*DATA FOR THIS EXERCISE*
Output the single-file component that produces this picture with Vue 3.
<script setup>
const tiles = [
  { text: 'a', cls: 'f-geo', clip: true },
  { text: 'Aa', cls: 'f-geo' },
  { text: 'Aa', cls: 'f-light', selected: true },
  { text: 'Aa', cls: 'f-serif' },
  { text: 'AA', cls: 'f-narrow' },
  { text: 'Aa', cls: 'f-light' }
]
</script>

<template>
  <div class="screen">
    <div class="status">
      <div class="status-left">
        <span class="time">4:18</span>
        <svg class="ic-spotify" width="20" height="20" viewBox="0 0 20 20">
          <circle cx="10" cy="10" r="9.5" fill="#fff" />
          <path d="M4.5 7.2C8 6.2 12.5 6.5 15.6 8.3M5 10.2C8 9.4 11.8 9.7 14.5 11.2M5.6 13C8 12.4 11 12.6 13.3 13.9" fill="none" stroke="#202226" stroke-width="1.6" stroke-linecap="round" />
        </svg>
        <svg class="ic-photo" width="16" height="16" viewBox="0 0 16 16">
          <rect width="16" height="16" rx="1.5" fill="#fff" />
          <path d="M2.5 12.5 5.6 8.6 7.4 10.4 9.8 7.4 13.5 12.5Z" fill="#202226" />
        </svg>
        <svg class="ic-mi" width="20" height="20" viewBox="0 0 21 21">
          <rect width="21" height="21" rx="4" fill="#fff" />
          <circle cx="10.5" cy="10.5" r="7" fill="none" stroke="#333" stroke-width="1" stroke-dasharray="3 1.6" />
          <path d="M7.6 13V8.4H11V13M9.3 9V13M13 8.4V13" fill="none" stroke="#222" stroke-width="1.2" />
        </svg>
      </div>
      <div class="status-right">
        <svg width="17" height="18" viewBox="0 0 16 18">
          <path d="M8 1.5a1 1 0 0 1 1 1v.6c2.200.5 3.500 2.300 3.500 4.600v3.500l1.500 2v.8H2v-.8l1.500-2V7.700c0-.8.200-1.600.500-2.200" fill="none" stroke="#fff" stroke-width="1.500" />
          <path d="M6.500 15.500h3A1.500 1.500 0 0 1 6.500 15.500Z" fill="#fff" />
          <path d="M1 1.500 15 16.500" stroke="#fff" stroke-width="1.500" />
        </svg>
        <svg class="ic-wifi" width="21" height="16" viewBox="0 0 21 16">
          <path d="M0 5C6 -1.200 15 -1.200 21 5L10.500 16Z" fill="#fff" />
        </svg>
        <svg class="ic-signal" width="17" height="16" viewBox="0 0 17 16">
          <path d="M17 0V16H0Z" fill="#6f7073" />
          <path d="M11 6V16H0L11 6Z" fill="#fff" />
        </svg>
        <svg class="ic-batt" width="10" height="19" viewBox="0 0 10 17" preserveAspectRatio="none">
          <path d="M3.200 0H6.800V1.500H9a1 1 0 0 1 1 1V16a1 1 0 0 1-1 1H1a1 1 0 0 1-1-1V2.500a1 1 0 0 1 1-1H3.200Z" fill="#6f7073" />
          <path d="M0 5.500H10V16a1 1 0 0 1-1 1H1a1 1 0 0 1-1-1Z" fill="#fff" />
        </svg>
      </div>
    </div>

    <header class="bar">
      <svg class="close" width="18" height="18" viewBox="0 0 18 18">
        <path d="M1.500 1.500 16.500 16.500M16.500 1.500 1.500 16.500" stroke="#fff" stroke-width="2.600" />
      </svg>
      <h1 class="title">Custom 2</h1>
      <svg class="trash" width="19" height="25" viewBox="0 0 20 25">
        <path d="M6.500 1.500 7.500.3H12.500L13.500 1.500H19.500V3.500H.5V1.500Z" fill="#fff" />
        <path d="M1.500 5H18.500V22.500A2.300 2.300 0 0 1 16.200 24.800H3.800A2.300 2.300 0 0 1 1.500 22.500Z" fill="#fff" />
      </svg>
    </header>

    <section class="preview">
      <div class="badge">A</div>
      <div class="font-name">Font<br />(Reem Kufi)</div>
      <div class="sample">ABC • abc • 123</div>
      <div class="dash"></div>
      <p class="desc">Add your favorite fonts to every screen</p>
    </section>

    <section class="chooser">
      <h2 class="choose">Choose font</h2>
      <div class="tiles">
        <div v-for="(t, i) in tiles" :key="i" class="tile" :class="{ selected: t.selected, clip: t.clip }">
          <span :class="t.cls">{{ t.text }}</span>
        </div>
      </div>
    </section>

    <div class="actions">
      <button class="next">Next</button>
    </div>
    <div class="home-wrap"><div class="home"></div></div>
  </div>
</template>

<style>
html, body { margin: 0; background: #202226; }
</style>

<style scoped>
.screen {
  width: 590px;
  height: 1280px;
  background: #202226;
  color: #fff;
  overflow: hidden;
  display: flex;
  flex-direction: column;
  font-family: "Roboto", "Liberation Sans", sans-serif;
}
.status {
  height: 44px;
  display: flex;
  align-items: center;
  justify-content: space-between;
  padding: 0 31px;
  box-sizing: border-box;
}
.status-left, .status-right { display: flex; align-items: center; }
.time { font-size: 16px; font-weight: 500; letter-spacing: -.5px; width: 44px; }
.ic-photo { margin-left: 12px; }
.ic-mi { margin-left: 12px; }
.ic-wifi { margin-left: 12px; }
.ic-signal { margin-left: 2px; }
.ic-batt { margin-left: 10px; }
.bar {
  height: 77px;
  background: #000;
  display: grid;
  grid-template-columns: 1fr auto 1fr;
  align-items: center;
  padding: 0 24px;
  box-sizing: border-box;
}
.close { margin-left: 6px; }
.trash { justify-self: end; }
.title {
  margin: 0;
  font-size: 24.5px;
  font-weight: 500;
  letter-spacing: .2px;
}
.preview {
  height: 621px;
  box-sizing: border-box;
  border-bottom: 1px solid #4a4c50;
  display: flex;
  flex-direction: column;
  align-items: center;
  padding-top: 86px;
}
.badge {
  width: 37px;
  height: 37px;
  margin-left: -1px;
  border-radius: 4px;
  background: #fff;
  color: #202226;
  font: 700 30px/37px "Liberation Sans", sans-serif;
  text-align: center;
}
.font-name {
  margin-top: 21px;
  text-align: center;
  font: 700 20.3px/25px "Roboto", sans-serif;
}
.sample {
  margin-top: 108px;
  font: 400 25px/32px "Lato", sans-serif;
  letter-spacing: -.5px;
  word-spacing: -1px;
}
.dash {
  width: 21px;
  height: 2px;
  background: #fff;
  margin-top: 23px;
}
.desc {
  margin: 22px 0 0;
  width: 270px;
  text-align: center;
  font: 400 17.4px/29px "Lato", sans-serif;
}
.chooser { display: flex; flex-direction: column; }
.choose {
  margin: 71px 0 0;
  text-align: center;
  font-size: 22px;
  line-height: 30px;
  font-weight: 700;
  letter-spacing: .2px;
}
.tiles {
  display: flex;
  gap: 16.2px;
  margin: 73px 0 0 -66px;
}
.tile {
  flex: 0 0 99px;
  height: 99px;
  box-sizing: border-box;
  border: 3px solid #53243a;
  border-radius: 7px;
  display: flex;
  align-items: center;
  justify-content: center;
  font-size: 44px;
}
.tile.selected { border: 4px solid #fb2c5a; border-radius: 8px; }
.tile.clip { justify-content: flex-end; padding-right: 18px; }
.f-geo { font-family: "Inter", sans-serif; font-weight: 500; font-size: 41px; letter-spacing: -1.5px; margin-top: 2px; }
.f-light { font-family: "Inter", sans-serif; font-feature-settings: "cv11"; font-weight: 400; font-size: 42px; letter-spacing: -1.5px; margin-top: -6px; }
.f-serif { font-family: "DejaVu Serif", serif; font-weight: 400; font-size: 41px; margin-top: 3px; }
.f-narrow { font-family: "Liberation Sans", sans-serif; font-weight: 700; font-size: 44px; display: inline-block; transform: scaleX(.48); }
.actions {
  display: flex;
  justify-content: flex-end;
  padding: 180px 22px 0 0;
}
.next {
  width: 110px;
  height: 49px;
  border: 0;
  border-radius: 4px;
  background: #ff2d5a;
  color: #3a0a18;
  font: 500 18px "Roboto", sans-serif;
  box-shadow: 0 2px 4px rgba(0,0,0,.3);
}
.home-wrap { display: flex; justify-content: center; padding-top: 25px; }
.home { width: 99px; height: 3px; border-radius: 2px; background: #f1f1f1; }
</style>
...
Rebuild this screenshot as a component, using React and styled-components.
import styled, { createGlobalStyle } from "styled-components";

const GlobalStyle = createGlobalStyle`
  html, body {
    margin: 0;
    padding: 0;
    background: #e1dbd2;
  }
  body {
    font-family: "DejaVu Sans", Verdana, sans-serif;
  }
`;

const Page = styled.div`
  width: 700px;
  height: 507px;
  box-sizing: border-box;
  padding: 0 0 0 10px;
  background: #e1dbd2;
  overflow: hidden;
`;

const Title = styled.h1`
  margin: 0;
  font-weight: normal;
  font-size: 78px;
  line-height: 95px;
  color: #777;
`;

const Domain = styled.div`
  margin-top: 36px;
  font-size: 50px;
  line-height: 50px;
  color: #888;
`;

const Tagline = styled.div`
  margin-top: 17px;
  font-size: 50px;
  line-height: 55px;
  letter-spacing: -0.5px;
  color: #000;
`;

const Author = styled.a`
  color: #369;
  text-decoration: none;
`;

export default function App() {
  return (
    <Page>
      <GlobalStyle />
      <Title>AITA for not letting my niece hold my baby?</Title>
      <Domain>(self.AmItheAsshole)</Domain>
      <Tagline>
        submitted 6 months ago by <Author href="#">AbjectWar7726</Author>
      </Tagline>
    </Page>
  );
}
--
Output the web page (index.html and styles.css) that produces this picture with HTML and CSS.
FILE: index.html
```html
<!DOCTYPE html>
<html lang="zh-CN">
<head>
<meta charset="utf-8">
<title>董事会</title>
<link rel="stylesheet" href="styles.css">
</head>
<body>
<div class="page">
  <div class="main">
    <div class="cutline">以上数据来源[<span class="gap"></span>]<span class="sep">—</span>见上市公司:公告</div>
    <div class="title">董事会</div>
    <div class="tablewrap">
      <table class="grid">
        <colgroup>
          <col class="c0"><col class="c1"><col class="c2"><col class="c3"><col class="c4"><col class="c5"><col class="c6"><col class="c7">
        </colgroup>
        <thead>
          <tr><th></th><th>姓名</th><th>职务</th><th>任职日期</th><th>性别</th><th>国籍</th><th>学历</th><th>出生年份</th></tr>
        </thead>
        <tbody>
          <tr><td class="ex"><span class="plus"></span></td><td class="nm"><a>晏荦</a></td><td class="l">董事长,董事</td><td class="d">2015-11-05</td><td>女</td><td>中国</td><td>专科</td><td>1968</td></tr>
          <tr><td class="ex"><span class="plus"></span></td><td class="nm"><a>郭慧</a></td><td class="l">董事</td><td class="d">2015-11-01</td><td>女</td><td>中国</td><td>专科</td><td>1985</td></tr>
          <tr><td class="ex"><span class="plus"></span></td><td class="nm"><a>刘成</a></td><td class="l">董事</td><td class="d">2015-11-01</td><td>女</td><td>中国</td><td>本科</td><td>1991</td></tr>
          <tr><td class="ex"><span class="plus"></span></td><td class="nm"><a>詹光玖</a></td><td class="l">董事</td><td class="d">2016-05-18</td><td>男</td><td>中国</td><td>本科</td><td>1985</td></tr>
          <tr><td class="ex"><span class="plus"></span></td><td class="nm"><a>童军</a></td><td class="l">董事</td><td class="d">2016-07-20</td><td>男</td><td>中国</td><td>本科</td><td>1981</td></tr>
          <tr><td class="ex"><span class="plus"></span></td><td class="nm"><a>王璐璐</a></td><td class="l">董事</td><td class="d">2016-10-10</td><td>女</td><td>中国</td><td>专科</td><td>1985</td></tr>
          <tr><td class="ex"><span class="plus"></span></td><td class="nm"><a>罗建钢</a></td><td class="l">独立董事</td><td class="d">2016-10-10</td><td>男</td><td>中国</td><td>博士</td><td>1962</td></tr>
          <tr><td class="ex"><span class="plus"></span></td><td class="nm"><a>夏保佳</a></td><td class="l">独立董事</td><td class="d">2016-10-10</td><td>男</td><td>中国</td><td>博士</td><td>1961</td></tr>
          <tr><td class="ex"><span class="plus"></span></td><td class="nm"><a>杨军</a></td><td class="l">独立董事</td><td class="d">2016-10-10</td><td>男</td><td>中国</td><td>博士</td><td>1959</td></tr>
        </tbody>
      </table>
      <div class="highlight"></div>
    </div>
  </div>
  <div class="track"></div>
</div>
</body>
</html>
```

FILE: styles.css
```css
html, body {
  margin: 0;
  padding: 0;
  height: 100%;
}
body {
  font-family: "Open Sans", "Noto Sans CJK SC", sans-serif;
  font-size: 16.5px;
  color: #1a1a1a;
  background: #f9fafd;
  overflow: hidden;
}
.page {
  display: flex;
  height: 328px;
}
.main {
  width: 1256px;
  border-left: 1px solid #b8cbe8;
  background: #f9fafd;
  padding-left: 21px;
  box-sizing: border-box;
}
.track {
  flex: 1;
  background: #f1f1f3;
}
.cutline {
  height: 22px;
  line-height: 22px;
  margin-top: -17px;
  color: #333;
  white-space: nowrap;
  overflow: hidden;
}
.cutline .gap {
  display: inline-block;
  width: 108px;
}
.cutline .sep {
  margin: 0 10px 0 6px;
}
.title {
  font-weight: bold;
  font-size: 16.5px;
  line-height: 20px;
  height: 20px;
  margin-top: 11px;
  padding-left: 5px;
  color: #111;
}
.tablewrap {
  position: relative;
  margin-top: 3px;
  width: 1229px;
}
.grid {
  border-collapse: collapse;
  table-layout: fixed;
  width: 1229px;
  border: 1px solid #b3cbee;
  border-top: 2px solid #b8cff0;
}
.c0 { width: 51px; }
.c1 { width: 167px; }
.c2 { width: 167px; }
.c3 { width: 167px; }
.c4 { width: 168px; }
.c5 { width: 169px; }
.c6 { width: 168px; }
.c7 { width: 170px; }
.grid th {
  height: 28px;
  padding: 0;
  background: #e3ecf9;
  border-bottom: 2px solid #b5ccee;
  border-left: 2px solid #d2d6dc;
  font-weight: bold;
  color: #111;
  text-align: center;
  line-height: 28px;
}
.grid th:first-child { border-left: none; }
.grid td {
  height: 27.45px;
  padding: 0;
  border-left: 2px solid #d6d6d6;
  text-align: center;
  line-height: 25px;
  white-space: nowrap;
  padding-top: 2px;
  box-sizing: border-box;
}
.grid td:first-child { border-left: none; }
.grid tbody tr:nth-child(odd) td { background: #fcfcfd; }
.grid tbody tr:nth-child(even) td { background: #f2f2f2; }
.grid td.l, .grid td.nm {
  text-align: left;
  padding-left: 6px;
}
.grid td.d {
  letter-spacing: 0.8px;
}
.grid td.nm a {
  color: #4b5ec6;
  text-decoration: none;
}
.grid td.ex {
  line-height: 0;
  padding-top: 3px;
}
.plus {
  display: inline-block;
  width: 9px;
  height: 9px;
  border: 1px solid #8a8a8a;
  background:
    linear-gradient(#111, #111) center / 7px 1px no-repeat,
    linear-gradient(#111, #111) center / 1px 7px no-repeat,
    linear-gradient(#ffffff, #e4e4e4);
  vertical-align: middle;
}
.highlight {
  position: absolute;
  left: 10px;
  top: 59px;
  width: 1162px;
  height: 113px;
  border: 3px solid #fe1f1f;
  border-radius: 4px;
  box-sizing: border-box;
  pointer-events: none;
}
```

*PROBLEM*
Each line above that holds the string "components" should be copied and shown.

*SOLUTION TO THE PROBLEM*
Rebuild this screenshot as a component, using React and styled-components.
import styled, { createGlobalStyle } from "styled-components";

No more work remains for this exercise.